Ямщиков и его соратники подарили нам наследие глубоко национального и самобытного мастера, иногда ошибающегося в рисунке, но никогда — в цвете.
Г. Островский. Портрет М. М. Черевиной. 1774.
Ярославские портреты
Удивительные сокровища таят запасники многих музеев страны. Созвездие новых имен и произведений, неизвестных истории русской живописи, открыли музейные хранилища Ярославской области. Работая в фондах ярославских музеев, нам удалось отобрать для дальнейшей реставрации около 60 портретов, созданных в XVIII — первой половине XIX века.
При составлении описи картин, хранящихся в запасниках Ярославского историко-архитектурного музея-заповедника, мы обратили внимание на старую папку, в которой было сложено двадцать невзрачных на первый взгляд холстов, снятых с подрамников. Сквозь пленку потемневшего и разложившегося лака можно было разобрать черты лиц изображенных, отдельные живописные детали, свидетельствующие о незаурядности мастера, их написавшего. На обратной стороне холста, видимо, самим автором указывалось, кто изображен на данном портрете. Как потом оказалось, это были родовитые ярославцы, радевшие о славе и процветании родного города.

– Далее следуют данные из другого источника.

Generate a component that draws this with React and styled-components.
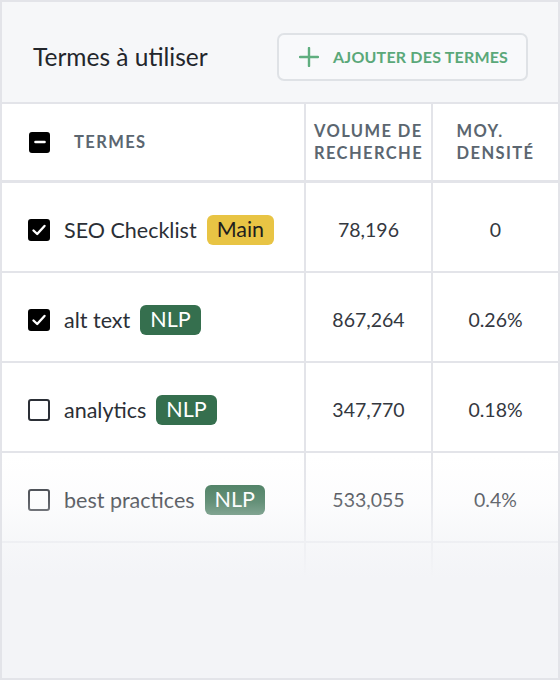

Однако имени художника на холстах найти не удалось. Но манера письма, композиционное построение каждого полотна подсказали провести сравнительный анализ забытых картин с двумя портретами 1784 года, выставленными в экспозиции Ярославского музея, подписанные живописцем Дмитрием Кореневым. Тщательное исследование хранившихся в папке холстов и двух уже отреставрированных портретов подтвердило авторство одного и того же мастера.